* begin Records provided *

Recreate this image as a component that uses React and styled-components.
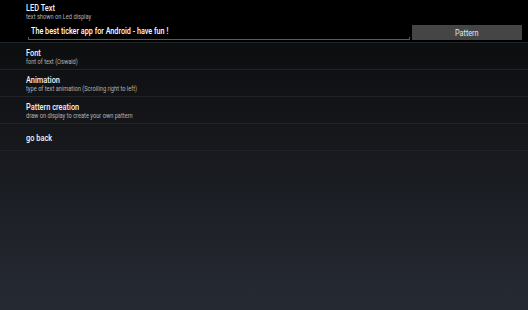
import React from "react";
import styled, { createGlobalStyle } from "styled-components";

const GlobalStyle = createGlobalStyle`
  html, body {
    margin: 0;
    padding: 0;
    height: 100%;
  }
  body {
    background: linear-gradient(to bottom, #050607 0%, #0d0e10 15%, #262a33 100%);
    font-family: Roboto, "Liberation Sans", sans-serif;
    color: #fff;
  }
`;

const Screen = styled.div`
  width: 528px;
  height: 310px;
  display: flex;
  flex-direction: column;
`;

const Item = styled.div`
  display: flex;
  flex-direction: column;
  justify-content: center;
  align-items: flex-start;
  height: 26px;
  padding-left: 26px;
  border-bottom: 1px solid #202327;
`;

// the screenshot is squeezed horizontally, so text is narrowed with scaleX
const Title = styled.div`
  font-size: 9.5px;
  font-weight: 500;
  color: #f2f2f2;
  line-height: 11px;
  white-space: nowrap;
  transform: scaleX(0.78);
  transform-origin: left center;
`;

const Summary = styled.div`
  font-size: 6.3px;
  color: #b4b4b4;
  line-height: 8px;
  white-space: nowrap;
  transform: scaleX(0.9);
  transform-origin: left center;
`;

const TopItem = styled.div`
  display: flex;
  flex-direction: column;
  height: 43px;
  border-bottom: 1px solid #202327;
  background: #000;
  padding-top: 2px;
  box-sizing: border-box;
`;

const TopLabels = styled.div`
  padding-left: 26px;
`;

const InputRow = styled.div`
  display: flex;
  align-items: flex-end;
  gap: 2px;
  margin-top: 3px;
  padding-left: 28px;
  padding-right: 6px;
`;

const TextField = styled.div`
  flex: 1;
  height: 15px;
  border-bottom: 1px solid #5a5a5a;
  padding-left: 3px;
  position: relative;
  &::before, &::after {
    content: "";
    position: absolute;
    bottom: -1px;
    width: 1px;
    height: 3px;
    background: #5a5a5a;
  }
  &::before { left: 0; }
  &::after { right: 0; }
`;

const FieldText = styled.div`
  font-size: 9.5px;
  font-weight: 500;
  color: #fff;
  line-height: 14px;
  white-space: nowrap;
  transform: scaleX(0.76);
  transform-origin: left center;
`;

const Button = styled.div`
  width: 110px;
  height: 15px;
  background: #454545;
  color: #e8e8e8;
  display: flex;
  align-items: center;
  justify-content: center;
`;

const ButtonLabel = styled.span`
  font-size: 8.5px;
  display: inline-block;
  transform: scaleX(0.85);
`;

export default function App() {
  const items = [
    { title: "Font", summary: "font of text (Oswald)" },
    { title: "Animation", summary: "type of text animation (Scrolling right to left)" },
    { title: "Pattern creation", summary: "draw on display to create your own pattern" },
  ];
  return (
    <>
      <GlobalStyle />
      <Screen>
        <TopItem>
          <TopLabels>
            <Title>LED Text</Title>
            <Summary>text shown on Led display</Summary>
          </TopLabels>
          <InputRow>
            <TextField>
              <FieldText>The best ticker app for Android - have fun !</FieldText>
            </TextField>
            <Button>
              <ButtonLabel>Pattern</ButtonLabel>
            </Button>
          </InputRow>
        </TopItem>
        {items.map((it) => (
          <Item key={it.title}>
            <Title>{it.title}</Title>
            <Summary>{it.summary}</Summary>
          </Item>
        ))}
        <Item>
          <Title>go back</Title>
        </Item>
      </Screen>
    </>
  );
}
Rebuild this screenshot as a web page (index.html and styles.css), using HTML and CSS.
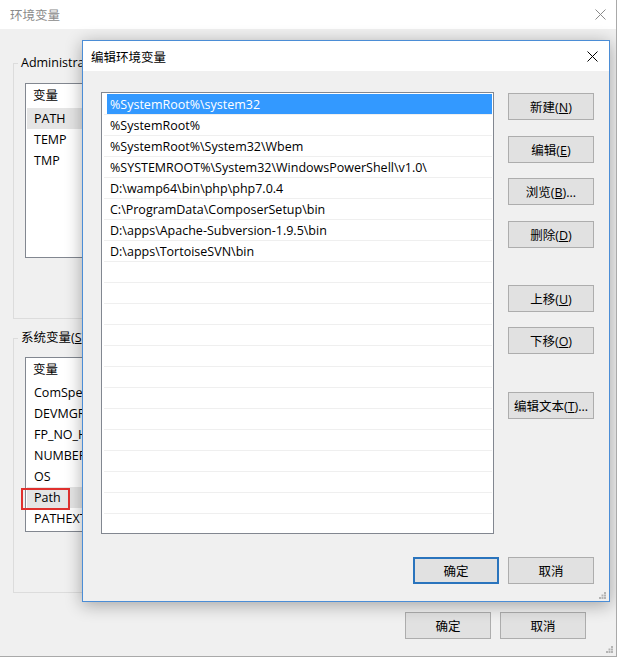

* end Records provided *

→ **What the exercise asks**
Reproduce all the records verbatim, excluding images.

→ **Solution to this task**
Recreate this image as a component that uses React and styled-components.
import React from "react";
import styled, { createGlobalStyle } from "styled-components";

const GlobalStyle = createGlobalStyle`
  html, body {
    margin: 0;
    padding: 0;
    height: 100%;
  }
  body {
    background: linear-gradient(to bottom, #050607 0%, #0d0e10 15%, #262a33 100%);
    font-family: Roboto, "Liberation Sans", sans-serif;
    color: #fff;
  }
`;

const Screen = styled.div`
  width: 528px;
  height: 310px;
  display: flex;
  flex-direction: column;
`;

const Item = styled.div`
  display: flex;
  flex-direction: column;
  justify-content: center;
  align-items: flex-start;
  height: 26px;
  padding-left: 26px;
  border-bottom: 1px solid #202327;
`;

// the screenshot is squeezed horizontally, so text is narrowed with scaleX
const Title = styled.div`
  font-size: 9.5px;
  font-weight: 500;
  color: #f2f2f2;
  line-height: 11px;
  white-space: nowrap;
  transform: scaleX(0.78);
  transform-origin: left center;
`;

const Summary = styled.div`
  font-size: 6.3px;
  color: #b4b4b4;
  line-height: 8px;
  white-space: nowrap;
  transform: scaleX(0.9);
  transform-origin: left center;
`;

const TopItem = styled.div`
  display: flex;
  flex-direction: column;
  height: 43px;
  border-bottom: 1px solid #202327;
  background: #000;
  padding-top: 2px;
  box-sizing: border-box;
`;

const TopLabels = styled.div`
  padding-left: 26px;
`;

const InputRow = styled.div`
  display: flex;
  align-items: flex-end;
  gap: 2px;
  margin-top: 3px;
  padding-left: 28px;
  padding-right: 6px;
`;

const TextField = styled.div`
  flex: 1;
  height: 15px;
  border-bottom: 1px solid #5a5a5a;
  padding-left: 3px;
  position: relative;
  &::before, &::after {
    content: "";
    position: absolute;
    bottom: -1px;
    width: 1px;
    height: 3px;
    background: #5a5a5a;
  }
  &::before { left: 0; }
  &::after { right: 0; }
`;

const FieldText = styled.div`
  font-size: 9.5px;
  font-weight: 500;
  color: #fff;
  line-height: 14px;
  white-space: nowrap;
  transform: scaleX(0.76);
  transform-origin: left center;
`;

const Button = styled.div`
  width: 110px;
  height: 15px;
  background: #454545;
  color: #e8e8e8;
  display: flex;
  align-items: center;
  justify-content: center;
`;

const ButtonLabel = styled.span`
  font-size: 8.5px;
  display: inline-block;
  transform: scaleX(0.85);
`;

export default function App() {
  const items = [
    { title: "Font", summary: "font of text (Oswald)" },
    { title: "Animation", summary: "type of text animation (Scrolling right to left)" },
    { title: "Pattern creation", summary: "draw on display to create your own pattern" },
  ];
  return (
    <>
      <GlobalStyle />
      <Screen>
        <TopItem>
          <TopLabels>
            <Title>LED Text</Title>
            <Summary>text shown on Led display</Summary>
          </TopLabels>
          <InputRow>
            <TextField>
              <FieldText>The best ticker app for Android - have fun !</FieldText>
            </TextField>
            <Button>
              <ButtonLabel>Pattern</ButtonLabel>
            </Button>
          </InputRow>
        </TopItem>
        {items.map((it) => (
          <Item key={it.title}>
            <Title>{it.title}</Title>
            <Summary>{it.summary}</Summary>
          </Item>
        ))}
        <Item>
          <Title>go back</Title>
        </Item>
      </Screen>
    </>
  );
}
Rebuild this screenshot as a web page (index.html and styles.css), using HTML and CSS.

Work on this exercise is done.